(Exercise): Repeat all the records exactly, omitting pictures.

### Material ###

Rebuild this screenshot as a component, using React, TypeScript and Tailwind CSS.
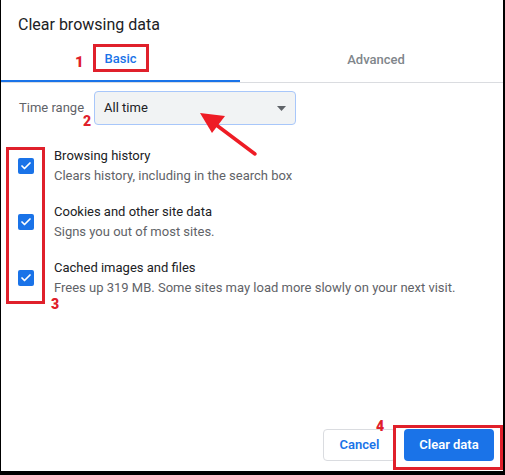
import { Check } from 'lucide-react'

const items = [
  { title: 'Browsing history', sub: 'Clears history, including in the search box' },
  { title: 'Cookies and other site data', sub: 'Signs you out of most sites.' },
  { title: 'Cached images and files', sub: 'Frees up 319 MB. Some sites may load more slowly on your next visit.' },
]

function CheckBox() {
  return (
    <div className="flex h-4 w-4 shrink-0 items-center justify-center rounded-[2px] bg-[#1a73e8]">
      <Check className="h-3 w-3 text-white" strokeWidth={3.5} />
    </div>
  )
}

export default function App() {
  return (
    <div className="relative h-[475px] w-[505px] bg-black pb-[4px] pl-[1px] pr-[2px] font-['Roboto',sans-serif]">
      <div className="flex h-full flex-col overflow-hidden bg-white">
        <h2 className="pl-[17px] pt-[15px] text-[16px] leading-5 text-[#202124]">Clear browsing data</h2>

        {/* tabs */}
        <div className="mt-[11px] flex border-b border-[#dadce0]">
          <div className="-mb-px flex h-[36px] w-[239px] shrink-0 items-center justify-center border-b-2 border-[#1a73e8] pb-[8px] text-[13px] font-medium text-[#1a73e8]">
            Basic
          </div>
          <div className="flex h-[36px] w-[272px] shrink-0 items-center justify-center pb-[9px] text-[13px] font-medium text-[#80868b]">
            Advanced
          </div>
        </div>

        {/* time range */}
        <div className="mt-[8px] flex items-center gap-[10px] pl-[18px]">
          <span className="text-[13px] text-[#5f6368]">Time range</span>
          <div className="flex h-[34px] w-[202px] items-center justify-between rounded-[4px] border border-[#a8c7fa] bg-[#f1f3f4] pl-[9px] pr-[9px]">
            <span className="text-[13px] text-[#202124]">All time</span>
            <svg width="9" height="5" viewBox="0 0 9 5">
              <path d="M0 0 L9 0 L4.5 5 Z" fill="#5f6368" />
            </svg>
          </div>
        </div>

        {/* options */}
        <div className="mt-[21px] flex flex-col gap-[16px] pl-[17px]">
          {items.map(it => (
            <div key={it.title} className="flex items-center gap-[20px]">
              <CheckBox />
              <div className="flex flex-col text-[13px] leading-5">
                <span className="text-[#202124]">{it.title}</span>
                <span className="text-[#5f6368]">{it.sub}</span>
              </div>
            </div>
          ))}
        </div>

        {/* buttons */}
        <div className="mt-auto flex justify-end gap-[8px] pb-[10px] pr-[9px]">
          <button className="h-[32px] w-[73px] rounded-[4px] border border-[#dadce0] bg-white text-[13px] font-semibold text-[#1a73e8]">
            Cancel
          </button>
          <button className="h-[32px] w-[90px] rounded-[4px] bg-[#1a73e8] text-[13px] font-semibold text-white">
            Clear data
          </button>
        </div>
      </div>

      {/* annotations */}
      <div className="absolute left-[93px] top-[44px] h-[28px] w-[56px] border-[3px] border-[#e0202b]" />
      <span className="absolute left-[75px] top-[55px] text-[15px] font-black leading-none text-[#e0202b]">1</span>

      <span className="absolute left-[83px] top-[114px] text-[14px] font-black leading-none text-[#e0202b]">2</span>
      <svg className="absolute left-[195px] top-[107px]" width="70" height="52" viewBox="0 0 70 52">
        <line x1="60" y1="47" x2="20" y2="17" stroke="#ee1c25" strokeWidth="3.5" strokeLinecap="round" />
        <path d="M5 6 L30 9 L17 26 Z" fill="#ee1c25" />
      </svg>

      <div className="absolute left-[6px] top-[147px] h-[157px] w-[39px] border-[3px] border-[#e0202b]" />
      <span className="absolute left-[51px] top-[297px] text-[14px] font-black leading-none text-[#e0202b]">3</span>

      <div className="absolute left-[393px] top-[425px] h-[45px] w-[110px] border-[3px] border-[#e0202b]" />
      <span className="absolute left-[376px] top-[419px] text-[14px] font-black leading-none text-[#e0202b]">4</span>
    </div>
  )
}
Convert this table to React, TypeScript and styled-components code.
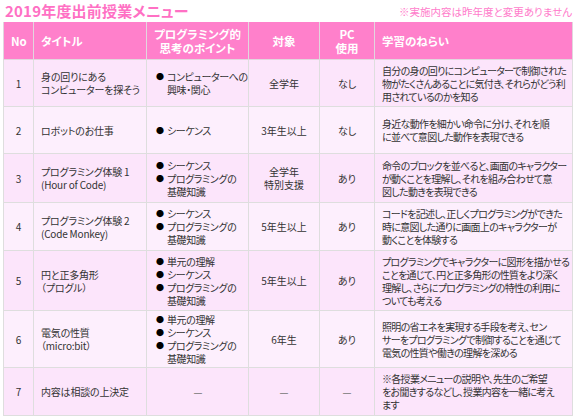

###

(Completed exercise):
Rebuild this screenshot as a component, using React, TypeScript and Tailwind CSS.
import { Check } from 'lucide-react'

const items = [
  { title: 'Browsing history', sub: 'Clears history, including in the search box' },
  { title: 'Cookies and other site data', sub: 'Signs you out of most sites.' },
  { title: 'Cached images and files', sub: 'Frees up 319 MB. Some sites may load more slowly on your next visit.' },
]

function CheckBox() {
  return (
    <div className="flex h-4 w-4 shrink-0 items-center justify-center rounded-[2px] bg-[#1a73e8]">
      <Check className="h-3 w-3 text-white" strokeWidth={3.5} />
    </div>
  )
}

export default function App() {
  return (
    <div className="relative h-[475px] w-[505px] bg-black pb-[4px] pl-[1px] pr-[2px] font-['Roboto',sans-serif]">
      <div className="flex h-full flex-col overflow-hidden bg-white">
        <h2 className="pl-[17px] pt-[15px] text-[16px] leading-5 text-[#202124]">Clear browsing data</h2>

        {/* tabs */}
        <div className="mt-[11px] flex border-b border-[#dadce0]">
          <div className="-mb-px flex h-[36px] w-[239px] shrink-0 items-center justify-center border-b-2 border-[#1a73e8] pb-[8px] text-[13px] font-medium text-[#1a73e8]">
            Basic
          </div>
          <div className="flex h-[36px] w-[272px] shrink-0 items-center justify-center pb-[9px] text-[13px] font-medium text-[#80868b]">
            Advanced
          </div>
        </div>

        {/* time range */}
        <div className="mt-[8px] flex items-center gap-[10px] pl-[18px]">
          <span className="text-[13px] text-[#5f6368]">Time range</span>
          <div className="flex h-[34px] w-[202px] items-center justify-between rounded-[4px] border border-[#a8c7fa] bg-[#f1f3f4] pl-[9px] pr-[9px]">
            <span className="text-[13px] text-[#202124]">All time</span>
            <svg width="9" height="5" viewBox="0 0 9 5">
              <path d="M0 0 L9 0 L4.5 5 Z" fill="#5f6368" />
            </svg>
          </div>
        </div>

        {/* options */}
        <div className="mt-[21px] flex flex-col gap-[16px] pl-[17px]">
          {items.map(it => (
            <div key={it.title} className="flex items-center gap-[20px]">
              <CheckBox />
              <div className="flex flex-col text-[13px] leading-5">
                <span className="text-[#202124]">{it.title}</span>
                <span className="text-[#5f6368]">{it.sub}</span>
              </div>
            </div>
          ))}
        </div>

        {/* buttons */}
        <div className="mt-auto flex justify-end gap-[8px] pb-[10px] pr-[9px]">
          <button className="h-[32px] w-[73px] rounded-[4px] border border-[#dadce0] bg-white text-[13px] font-semibold text-[#1a73e8]">
            Cancel
          </button>
          <button className="h-[32px] w-[90px] rounded-[4px] bg-[#1a73e8] text-[13px] font-semibold text-white">
            Clear data
          </button>
        </div>
      </div>

      {/* annotations */}
      <div className="absolute left-[93px] top-[44px] h-[28px] w-[56px] border-[3px] border-[#e0202b]" />
      <span className="absolute left-[75px] top-[55px] text-[15px] font-black leading-none text-[#e0202b]">1</span>

      <span className="absolute left-[83px] top-[114px] text-[14px] font-black leading-none text-[#e0202b]">2</span>
      <svg className="absolute left-[195px] top-[107px]" width="70" height="52" viewBox="0 0 70 52">
        <line x1="60" y1="47" x2="20" y2="17" stroke="#ee1c25" strokeWidth="3.5" strokeLinecap="round" />
        <path d="M5 6 L30 9 L17 26 Z" fill="#ee1c25" />
      </svg>

      <div className="absolute left-[6px] top-[147px] h-[157px] w-[39px] border-[3px] border-[#e0202b]" />
      <span className="absolute left-[51px] top-[297px] text-[14px] font-black leading-none text-[#e0202b]">3</span>

      <div className="absolute left-[393px] top-[425px] h-[45px] w-[110px] border-[3px] border-[#e0202b]" />
      <span className="absolute left-[376px] top-[419px] text-[14px] font-black leading-none text-[#e0202b]">4</span>
    </div>
  )
}
Convert this table to React, TypeScript and styled-components code.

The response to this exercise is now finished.